We can’t guarantee that you’ll ever use (or hear) many of these travel terms from Urban Dictionary, but we can guarantee that this list is a lot funnier than the real dictionary’s 12 funniest travel entries. (Sample Merriam-Webster definition for tourist: “One that makes a tour for pleasure or culture.” See? It’s really missing a punch line.)
Anyway, here are some of our favorite travel-related entries from Urban Dictionary, the most useful of all websites besides the one you’re reading right now…
12. Travelanche n. When a considerable amount of bags and/or suitcases get packed into the back of a vehicle to the point that they are about to fall out.
11. Hotel n. 1. A place you never want to work; 2. A chill place to work if you can shake off the sh*t cranky bastards throw your way for easily remedied inconveniences.
10. Backpackistan n. The country that exists in the minds of twenty-something-year-old travellers throughout the entire world. Its citizens are identifiable by their dreadlocks, faux-tribal tattoos and strict, tiresome adherence to Bob Marley tunes. They eat falafel and juggle fire torches. Their economy is based around mooching, and the sale of Tibetan prayer flags and Che Guevarra marijuana pipes. Backpackistanis are united by a common language: broken English.
Example: “Even though I spent a year travelling through Paris, Madrid, Morocco, Bangkok, Bali, Sidney, Sao Paulo, Machu Picchu, Guatemala, and Southern Utah, I feel like the only country I really visited was Backpackistan.”

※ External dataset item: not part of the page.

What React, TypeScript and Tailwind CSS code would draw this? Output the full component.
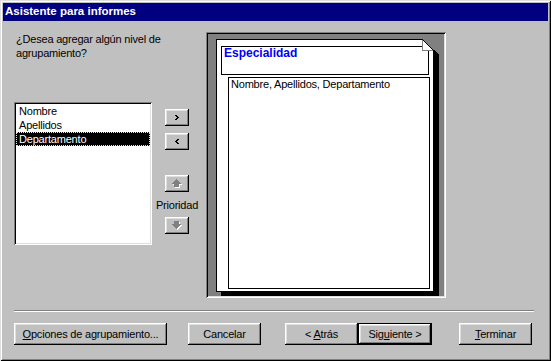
import React from "react";

type C = string | null;

function Pix({ w, h, color }: { w: number; h: number; color: (x: number, y: number) => C }) {
  const rects: React.ReactElement[] = [];
  for (let y = 0; y < h; y++) {
    let x = 0;
    while (x < w) {
      const c = color(x, y);
      let e = x + 1;
      while (e < w && color(e, y) === c) e++;
      if (c) rects.push(<rect key={`${x}-${y}`} x={x} y={y} width={e - x} height={1} fill={c} />);
      x = e;
    }
  }
  return (
    <svg width={w} height={h} viewBox={`0 0 ${w} ${h}`} shapeRendering="crispEdges" className="block">
      {rects}
    </svg>
  );
}

const rowsFn = (rows: string[]) => (x: number, y: number) =>
  y >= 0 && y < rows.length && x >= 0 && rows[y][x] === "X";

const chevR = rowsFn(["XX..", ".XX.", "..XX", ".XX.", "XX.."]);
const chevL = rowsFn(["..XX", ".XX.", "XX..", ".XX.", "..XX"]);
const upArrow = rowsFn([
  "....X....",
  "...XXX...",
  "..XXXXX..",
  ".XXXXXXX.",
  "XXXXXXXXX",
  "..XXXXX..",
  "..XXXXX..",
  "..XXXXX..",
]);
const downArrow = rowsFn([
  "..XXXXX..",
  "..XXXXX..",
  "..XXXXX..",
  "XXXXXXXXX",
  ".XXXXXXX.",
  "..XXXXX..",
  "...XXX...",
  "....X....",
]);

const disabled = (f: (x: number, y: number) => boolean) => (x: number, y: number): C =>
  f(x, y) ? "#808080" : f(x - 1, y - 1) ? "#ffffff" : null;

const foldColor = (x: number, y: number): C => {
  if (x <= 11) {
    if (y > 11) return null;
    if (x === y) return "#000000";
    if (x > y) return "#808080";
    if (x === 0 || y === 11) return "#808080";
    return "#ffffff";
  }
  if (x <= 16) return y >= x - 1 ? "#000000" : "#808080";
  return "#808080";
};

const raised =
  "bg-[#c0c0c0] shadow-[inset_-1px_-1px_0_#000,inset_1px_1px_0_#fff,inset_-2px_-2px_0_#808080,inset_2px_2px_0_#dfdfdf]";

function SmallBtn({ children, className }: { children: React.ReactNode; className?: string }) {
  return (
    <div className={`w-[24px] h-[17px] flex items-center justify-center ${raised} ${className ?? ""}`}>{children}</div>
  );
}

export default function App() {
  return (
    <div className="w-[551px] h-[361px] bg-[#c0c0c0] p-[3px] flex flex-col overflow-hidden font-['Liberation_Sans',Arial,sans-serif] text-[11px] tracking-[-0.2px] text-black shadow-[inset_1px_1px_0_#dfdfdf,inset_-1px_-1px_0_#000,inset_2px_2px_0_#fff,inset_-2px_-2px_0_#808080]">
      <div className="h-[18px] shrink-0 bg-[#000080] text-white font-bold text-[11.5px] tracking-normal flex items-center pl-[2px] leading-none">
        Asistente para informes
      </div>

      <div className="flex mt-[11px] pl-[11px]">
        <div className="w-[192px] flex flex-col">
          <p className="ml-[2px] leading-[14px]">
            ¿Desea agregar algún nivel de
            <br />
            agrupamiento?
          </p>
          <div className="flex mt-[42px]">
            <div className="w-[138px] h-[143px] bg-white p-[2px] shadow-[inset_1px_1px_0_#808080,inset_-1px_-1px_0_#fff,inset_2px_2px_0_#000,inset_-2px_-2px_0_#dfdfdf]">
              <div className="h-[14px] leading-[12px] pl-[2px] border border-transparent">Nombre</div>
              <div className="h-[14px] leading-[12px] pl-[2px] border border-transparent">Apellidos</div>
              <div className="h-[14px] leading-[12px] pl-[2px] border border-dotted border-[#e8e8e8] bg-black text-white">
                Departamento
              </div>
            </div>
            <div className="w-[44px] ml-[3px] flex flex-col items-center">
              <SmallBtn className="mt-[7px]">
                <Pix w={4} h={5} color={(x, y) => (chevR(x, y) ? "#000" : null)} />
              </SmallBtn>
              <SmallBtn className="mt-[7px]">
                <Pix w={4} h={5} color={(x, y) => (chevL(x, y) ? "#000" : null)} />
              </SmallBtn>
              <SmallBtn className="mt-[25px]">
                <Pix w={10} h={9} color={disabled(upArrow)} />
              </SmallBtn>
              <div className="mt-[6px] leading-[14px]">Prioridad</div>
              <SmallBtn className="mt-[5px]">
                <Pix w={10} h={9} color={disabled(downArrow)} />
              </SmallBtn>
            </div>
          </div>
        </div>

        <div className="w-[240px] h-[266px] bg-[#808080] pl-[10px] pt-[7px] shadow-[inset_1px_1px_0_#808080,inset_-1px_-1px_0_#fff,inset_2px_2px_0_#000,inset_-2px_-2px_0_#dfdfdf]">
          <div className="relative w-[218px] h-[253px] bg-white border border-black shadow-[5px_4px_0_#000]">
            <div className="ml-[4px] mt-[6px] w-[208px] h-[29px] border border-black pl-[2px]">
              <div className="text-[#0000ff] font-bold text-[12px] leading-[12px] tracking-normal">Especialidad</div>
            </div>
            <div className="ml-[11px] mt-[2px] w-[202px] h-[212px] border border-black pl-[2px] leading-[13px]">
              Nombre, Apellidos, Departamento
            </div>
            <div className="absolute top-[-1px] right-[-7px]">
              <Pix w={18} h={16} color={foldColor} />
            </div>
          </div>
        </div>
      </div>

      <div className="mt-[12px] ml-[11px] w-[520px] h-[2px] border-t border-[#808080] border-b-white border-b" />

      <div className="flex mt-[11px] ml-[11px]">
        <div className={`w-[153px] h-[22px] flex items-center justify-center ${raised}`}>
          <span>
            <u>O</u>pciones de agrupamiento...
          </span>
        </div>
        <div className={`ml-[21px] w-[73px] h-[22px] flex items-center justify-center ${raised}`}>Cancelar</div>
        <div className={`ml-[24px] w-[73px] h-[22px] flex items-center justify-center ${raised}`}>
          <span>
            &lt; <u>A</u>trás
          </span>
        </div>
        <div className={`w-[74px] h-[22px] flex items-center justify-center border border-black ${raised}`}>
          <span>
            Sig<u>u</u>iente &gt;
          </span>
        </div>
        <div className={`ml-[27px] w-[73px] h-[22px] flex items-center justify-center ${raised}`}>
          <span>
            <u>T</u>erminar
          </span>
        </div>
      </div>
    </div>
  );
}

9. Road Trip n. When a bunch of kids get in a car (most likely a VW Bus, most likely with tons of drugs) and drive to an exotic destination (like Vegas or New Jersey). It happened more in the ’70s.

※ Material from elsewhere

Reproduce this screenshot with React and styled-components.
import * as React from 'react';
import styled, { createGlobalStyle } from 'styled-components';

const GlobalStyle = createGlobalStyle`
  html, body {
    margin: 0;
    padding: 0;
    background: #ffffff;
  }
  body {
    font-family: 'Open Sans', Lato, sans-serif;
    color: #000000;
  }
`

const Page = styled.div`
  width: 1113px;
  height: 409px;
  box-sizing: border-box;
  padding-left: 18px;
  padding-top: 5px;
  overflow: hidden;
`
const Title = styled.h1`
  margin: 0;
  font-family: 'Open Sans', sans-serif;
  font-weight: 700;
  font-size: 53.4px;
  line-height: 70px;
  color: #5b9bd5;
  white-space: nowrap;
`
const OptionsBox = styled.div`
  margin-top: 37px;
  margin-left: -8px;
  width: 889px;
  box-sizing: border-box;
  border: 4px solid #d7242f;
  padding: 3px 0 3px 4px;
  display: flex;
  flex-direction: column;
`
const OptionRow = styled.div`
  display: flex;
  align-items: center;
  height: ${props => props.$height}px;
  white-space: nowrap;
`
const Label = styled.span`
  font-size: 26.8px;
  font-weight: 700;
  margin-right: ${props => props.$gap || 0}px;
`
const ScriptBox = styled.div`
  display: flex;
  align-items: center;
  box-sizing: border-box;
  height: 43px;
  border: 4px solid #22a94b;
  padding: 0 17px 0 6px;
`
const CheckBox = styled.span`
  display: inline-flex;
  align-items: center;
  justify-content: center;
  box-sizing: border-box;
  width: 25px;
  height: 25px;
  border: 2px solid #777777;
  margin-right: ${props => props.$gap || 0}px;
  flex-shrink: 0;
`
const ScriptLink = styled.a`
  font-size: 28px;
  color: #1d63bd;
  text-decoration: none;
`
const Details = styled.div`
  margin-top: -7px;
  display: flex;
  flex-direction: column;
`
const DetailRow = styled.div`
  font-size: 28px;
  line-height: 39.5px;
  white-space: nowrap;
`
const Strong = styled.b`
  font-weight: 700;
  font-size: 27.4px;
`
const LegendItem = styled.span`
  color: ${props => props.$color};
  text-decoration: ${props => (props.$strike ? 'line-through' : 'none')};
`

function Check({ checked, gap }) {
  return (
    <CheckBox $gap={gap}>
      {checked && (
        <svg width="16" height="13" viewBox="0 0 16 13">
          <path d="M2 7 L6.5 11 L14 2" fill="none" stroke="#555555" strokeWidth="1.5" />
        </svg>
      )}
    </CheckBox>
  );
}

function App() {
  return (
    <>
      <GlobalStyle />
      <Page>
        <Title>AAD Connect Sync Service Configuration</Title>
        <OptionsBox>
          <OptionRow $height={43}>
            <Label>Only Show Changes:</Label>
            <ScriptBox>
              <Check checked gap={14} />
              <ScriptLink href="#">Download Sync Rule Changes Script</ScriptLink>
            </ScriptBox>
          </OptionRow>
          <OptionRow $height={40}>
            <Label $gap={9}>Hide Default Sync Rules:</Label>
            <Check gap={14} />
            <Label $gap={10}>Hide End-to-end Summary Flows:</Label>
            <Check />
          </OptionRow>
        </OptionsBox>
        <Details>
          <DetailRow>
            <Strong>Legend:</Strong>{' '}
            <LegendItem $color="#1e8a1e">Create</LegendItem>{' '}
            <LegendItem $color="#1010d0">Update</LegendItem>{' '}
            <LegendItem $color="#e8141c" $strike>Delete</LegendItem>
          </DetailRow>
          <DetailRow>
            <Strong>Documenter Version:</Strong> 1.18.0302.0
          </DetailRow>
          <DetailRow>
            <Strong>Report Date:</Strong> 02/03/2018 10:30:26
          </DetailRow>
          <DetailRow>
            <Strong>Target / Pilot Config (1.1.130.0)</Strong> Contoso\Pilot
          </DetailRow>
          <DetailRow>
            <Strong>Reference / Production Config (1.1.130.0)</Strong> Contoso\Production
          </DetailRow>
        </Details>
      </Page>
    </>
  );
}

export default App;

8. Travel ‘Stache n. A moustache grown and maintained for the sole purpose of a special vacation. This particular mustache is a head-turner in airports, train and bus stations, and cruise ships in particular. May be more noticeable to women, especially women with children ages 5-12.
7. Gap Year Tragedy n. A student who is enlightened by the insight afforded by global travel to the extent of cringeworthy personality renovation.
Example: “Man, I saw John after he got back after his 12 months in South America- bobble hat, dreadlocks and all.” “I heard it was Jean-Pierre these days. What a Gap Year Tragedy.”
6. Travel Wanker n. When someone has travelled overseas and, upon returning, can speak of nothing else. They are at their worst when in the company of fellow travel wankers. The conversation quickly deteriorates into an excruciating game of one-upmanship.
5. Hostel n. The place in Europe where your girlfriend stayed while on that college backpacking trip and slept with a bunch of European men who promised to call her and told her they’d come to America to visit her so they could get in her panties.
Example: “I don’t think you really wanna touch her. She stayed at a hostel this summer.”
4. Travel Nazi n. A person who transforms into a completely serious and un-fun mood when the time of travel has come. They always appear to be in haste as they are always 10 to 15 feet in front of the family. They must arrive 2 hours early to an airport gate and you may not leave your seat no matter how much you need to urinate or else “you might miss the flight.”
Example: “Where’d the Travel Nazi run to?” “He’s like 50 feet ahead, scouting out the quickest path to the gate so we can arrive before the flight leaves tomorrow.”
3. Tourist n. Stupid a**holes from outta town that take pictures of anything and everything and annoy the crap out of all the locals and will stand in the middle of the road, block traffic and almost get hit by a car to take a fu*king picture of a church. [Guilty!]
2. Laviator n. A person or people who take photos of themselves in the lavatories (restrooms) of airplanes. [This word was coined by our own Heather Poole.]
1. Passport Constipation n. When you have applied for a passport with the US Government 6 months ago and you are leaving tomorrow and still can’t squeeze out a passport for your spring break trip.
Example: “Hey Tracy, have you received your passport yet for our trip to Punta Cana on Friday?” “H*ll no, the US government has passport constipation! They can’t seem to squeeze out the passport I applied for 6 months ago!”